The Faculty of Environment said farewell to Jean Andrey

The Faculty of Environment said farewell to Jean Andrey (PhD ’89), who retired this year after serving as dean for eight years. Fondly called Dean Jean, Andrey began contributing to the Faculty of Environment in 1983 while pursuing a PhD in geography and was hired as an assistant professor in geography in 1989. The following is an excerpt from her speech at her retirement party. 


Black and white photo of Jean Andrea in her teaching daysThis is the last time I will publicly get to tell you what a thrill and an honour it has been to be a Waterloo professor for 33 years and to be the dean for eight. And of course, it’s not just any dean. I got to be the dean of the Faculty of Environment at the University of Waterloo.  

I have been engaged with my head and with my heart and I'm so proud of the Faculty. I'm proud of the leadership roles that our students, staff, faculty and alumni play in sustainability and climate change. I'm proud of the courage that the Faculty had to embrace an inter and transdisciplinary way before it was cool. I’m proud of our long-standing tradition of knowledge translation and mobilization and our readiness, not just willingness, to partner with others, sometimes selflessly, to do good work.  

I think the Faculty is amazing.   

And I felt so supported by everyone: the Faculty's leadership team, including the student leaders, the deans and presidents past who were my friends and confidants, my bosses and provosts and all the senior leadership at the University.
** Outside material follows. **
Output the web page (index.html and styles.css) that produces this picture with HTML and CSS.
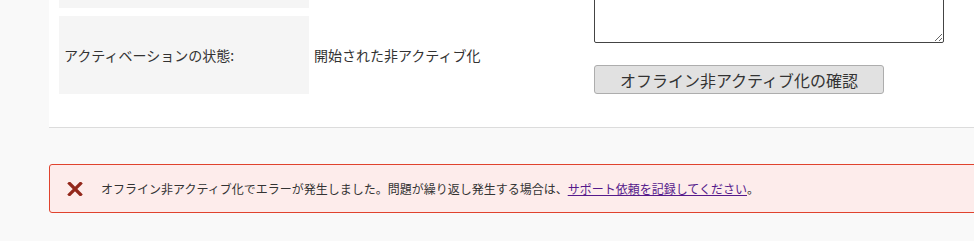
FILE: index.html
```html
<!DOCTYPE html>
<html lang="ja">
<head>
<meta charset="utf-8">
<title>オフライン非アクティブ化</title>
<link rel="stylesheet" href="styles.css">
</head>
<body>
<div class="page">
  <div class="panel">
    <div class="form">
      <div class="rows">
        <div class="row row-prev">
          <div class="label"></div>
          <div class="value"></div>
        </div>
        <div class="row row-status">
          <div class="label">アクティベーションの状態:</div>
          <div class="value">開始された非アクティブ化</div>
        </div>
      </div>
      <div class="side">
        <textarea class="notes"></textarea>
        <button class="confirm" type="button">オフライン非アクティブ化の確認</button>
      </div>
    </div>
  </div>
  <div class="alert">
    <svg class="alert-icon" width="16" height="14" viewBox="0 0 16 14" aria-hidden="true">
      <path d="M2.5 1.5 L13.5 12.5 M13.5 1.5 L2.5 12.5" stroke="#93281c" stroke-width="3.2" stroke-linecap="square" fill="none"/>
    </svg>
    <span class="alert-text">オフライン非アクティブ化でエラーが発生しました。問題が繰り返し発生する場合は、<a href="#" class="alert-link">サポート依頼を記録してください</a>。</span>
  </div>
</div>
</body>
</html>
```

FILE: styles.css
```css
html, body {
  margin: 0;
  padding: 0;
}
body {
  background: #f9f9f9;
  font-family: "Noto Sans CJK JP", "Noto Sans", "Liberation Sans", sans-serif;
  color: #333;
  overflow: hidden;
}
.page {
  padding-left: 49px;
}
.panel {
  background: #fff;
  border-bottom: 1px solid #dcdcdc;
  margin-top: -60px;
}
.form {
  display: flex;
  padding: 0 0 33px 10px;
}
.rows {
  width: 535px;
  display: flex;
  flex-direction: column;
  gap: 8px;
}
.row {
  display: flex;
  align-items: stretch;
}
.row-prev {
  height: 68px;
}
.row-status {
  height: 78px;
}
.label {
  width: 250px;
  background: #f5f5f5;
  box-sizing: border-box;
  padding-left: 5px;
  display: flex;
  align-items: center;
  font-size: 14px;
  line-height: 20px;
}
.value {
  padding-left: 5px;
  display: flex;
  align-items: center;
  font-size: 14px;
  line-height: 20px;
}
.side {
  display: flex;
  flex-direction: column;
  align-items: flex-start;
}
.notes {
  width: 350px;
  height: 103px;
  box-sizing: border-box;
  border: 1px solid #444;
  border-radius: 2px;
  margin: 0;
  background: #fff;
}
.confirm {
  margin-top: 22px;
  width: 290px;
  height: 29px;
  box-sizing: border-box;
  background: #e1e1e1;
  border: 1px solid #adadad;
  border-radius: 3px;
  font-family: inherit;
  font-size: 16px;
  line-height: 20px;
  color: #333;
  padding: 0;
}
.alert {
  margin-top: 36px;
  width: 960px;
  height: 49px;
  box-sizing: border-box;
  background: #fdeceb;
  border: 1px solid #e0432e;
  border-radius: 3px;
  display: flex;
  align-items: center;
  padding-left: 17px;
}
.alert-icon {
  flex: none;
  display: block;
}
.alert-text {
  margin-left: 18px;
  font-size: 12px;
  line-height: 16px;
  color: #333;
  white-space: nowrap;
}
.alert-link {
  color: #551a8b;
  text-decoration: underline;
}
```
I must say that when I've been impatient and perhaps too direct, I have found the community forgiving. Thank you.  

The world needs more forgiveness.  

Now, some of you know, I was recently on a holiday on a St. Lawrence River cruise. One of the staff … who was with us, would share reflections, usually in the evening and in the morning. One of the things she shared, that she learned from an elder, was this: She said, ‘The sign of a leader is that people feel more hopeful after working with the individual than they did before.

So, I hope that I left you with a sense of hope. Thank you so much for being here.